Drakengard 3 also has the similar action. The early version of the game Shiba played through for our eyes-on preview had the characters bantering and sniping at one another as Zero hacks her way through enemy soldiers, switching between other weapons, like a giant spear, on the fly. They don’t take a break either when she mounts her dragon companion and fights against a monstrous purple wolf. While there won’t be towns as there were in Nier, there will be campsites between stages where the characters can continue talking with another, a very similar game flow to the older Drakengard games.
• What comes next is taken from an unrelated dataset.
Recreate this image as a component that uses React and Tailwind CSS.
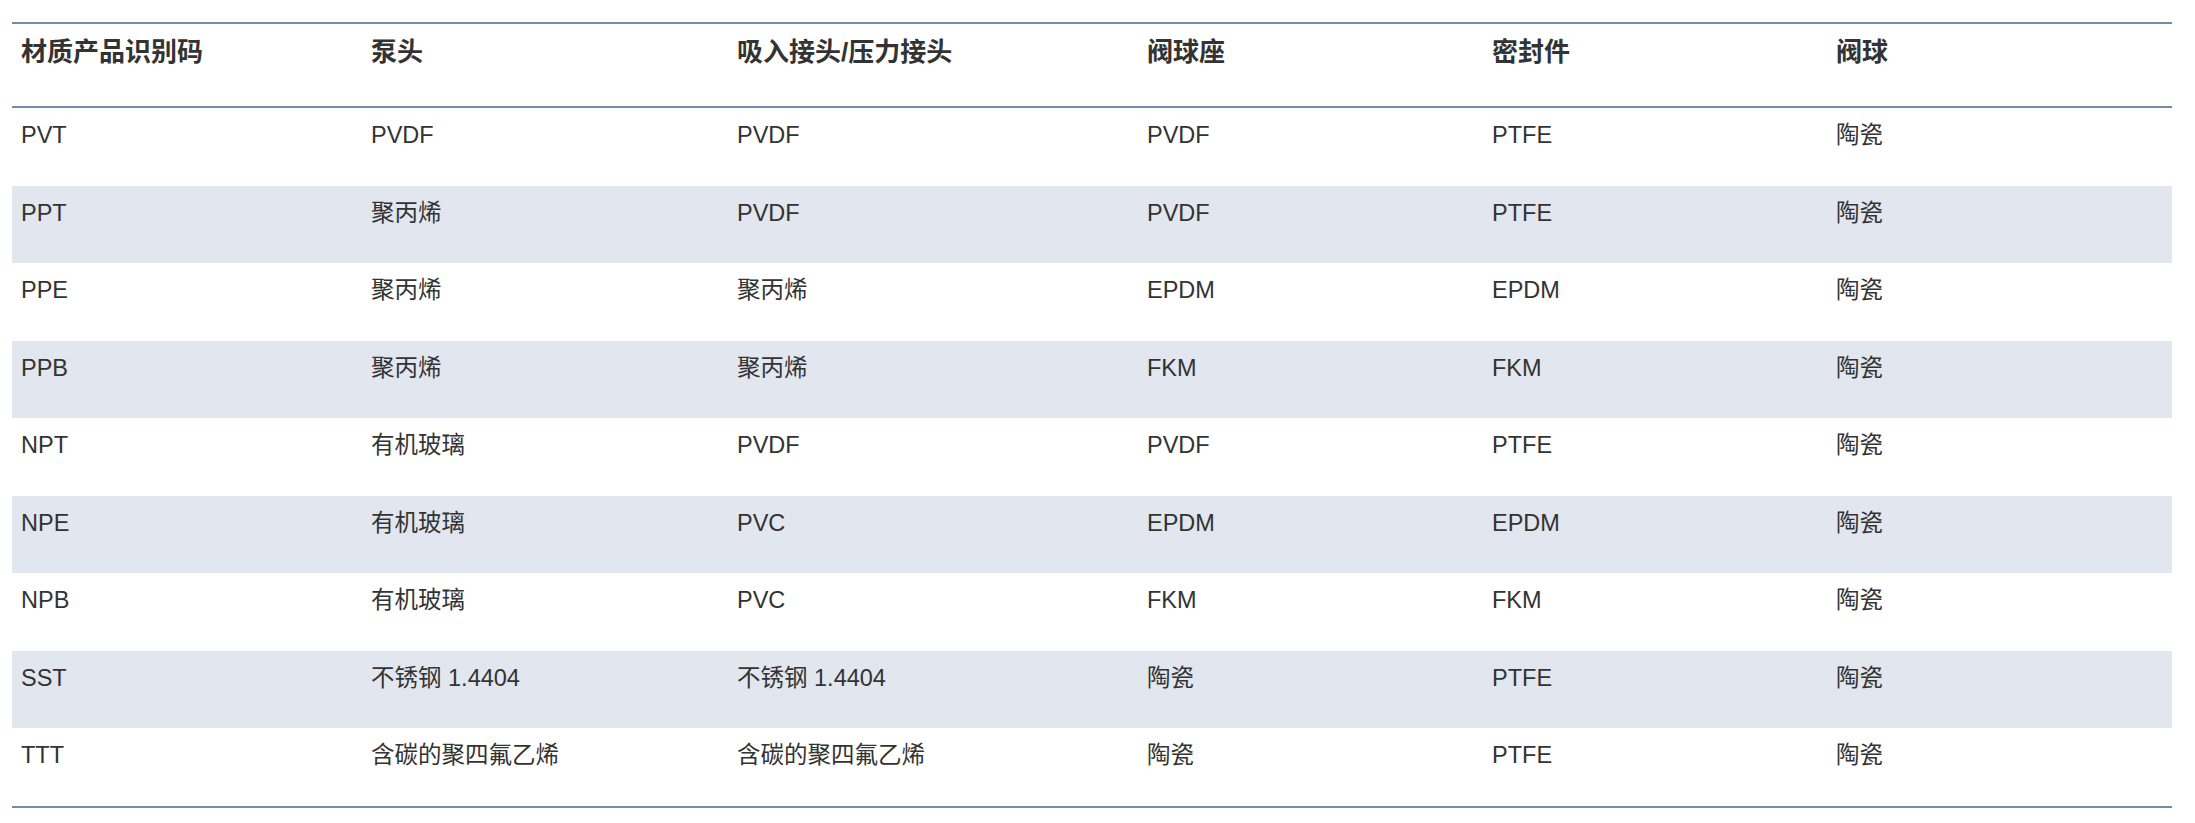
import React from "react";

const headers = ["材质产品识别码", "泵头", "吸入接头/压力接头", "阀球座", "密封件", "阀球"];
const rows = [
  ["PVT", "PVDF", "PVDF", "PVDF", "PTFE", "陶瓷"],
  ["PPT", "聚丙烯", "PVDF", "PVDF", "PTFE", "陶瓷"],
  ["PPE", "聚丙烯", "聚丙烯", "EPDM", "EPDM", "陶瓷"],
  ["PPB", "聚丙烯", "聚丙烯", "FKM", "FKM", "陶瓷"],
  ["NPT", "有机玻璃", "PVDF", "PVDF", "PTFE", "陶瓷"],
  ["NPE", "有机玻璃", "PVC", "EPDM", "EPDM", "陶瓷"],
  ["NPB", "有机玻璃", "PVC", "FKM", "FKM", "陶瓷"],
  ["SST", "不锈钢 1.4404", "不锈钢 1.4404", "陶瓷", "PTFE", "陶瓷"],
  ["TTT", "含碳的聚四氟乙烯", "含碳的聚四氟乙烯", "陶瓷", "PTFE", "陶瓷"],
];

const cols = "grid grid-cols-[350px_366px_410px_345px_344px_345px]";

export default function App() {
  return (
    <div
      className="pt-[22px] pl-[12px] bg-white min-h-[823px]"
      style={{ fontFamily: '"Liberation Sans", "Noto Sans CJK SC", sans-serif' }}
    >
      <div className="w-[2160px] border-y-2 border-[#768aaa]">
        <div className={`${cols} h-[84px] border-b-2 border-[#768aaa]`}>
          {headers.map((h) => (
            <div key={h} className="pl-[9px] pt-[9px] text-[26px] leading-[1.5] font-bold text-[#333333]">
              {h}
            </div>
          ))}
        </div>
        {rows.map((r, i) => (
          <div
            key={r[0]}
            className={`${cols} h-[77.5px] ${i % 2 === 1 ? "bg-[#e1e6ef]" : "bg-white"}`}
          >
            {r.map((c, j) => (
              <div key={j} className="pl-[9px] pt-[10px] text-[23.5px] leading-[1.5] text-[#333333]">
                {c}
              </div>
            ))}
          </div>
        ))}
      </div>
    </div>
  );
}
Shiba knows from first hand experience that there’s an audience for the game in his home country. Square Enix USA is banking on American gamers wanting a taste of the old-style console game as well, but it’s taking tentative steps in courting that audience. The game will be localized for North America and released in 2014, and it will even get an English voiceover. However, Drakengard 3 can only be pre-ordered directly through Square Enix’s online store, and it looks like the print run will be limited. Square Enix USA also hasn’t decided if it will localize the short novellas Yoko Taro and the development team are writing to promote the game ahead of time in lieu of various trailers. These novellas will be the only major promotion the game gets. Shiba wants to keep the story mysterious, so previews for the game will be few.
The gamble may or may not work. If it does and Drakengard 3 finds its audience, game makers working with big publishers like Square Enix will be better positioned to justify the development of more traditional, long-form single-player games that don’t necessarily fit the blockbuster mold. If Square Enix USA’s limited distribution in the West is successful, that may also convince companies like Sega who’ve become leery of localizing Japanese titles (see also: Yakuza 5) that there’s still an audience to serve. Whether or not Drakengard 3 is a huge success, Takamasa Shiba is going to keep trying to make games like it.
“I’ve always been a core gamer. At the end of the day, I need to make my own decisions about the games I’m making. I can’t relate to casual games. So I need to make core console games.”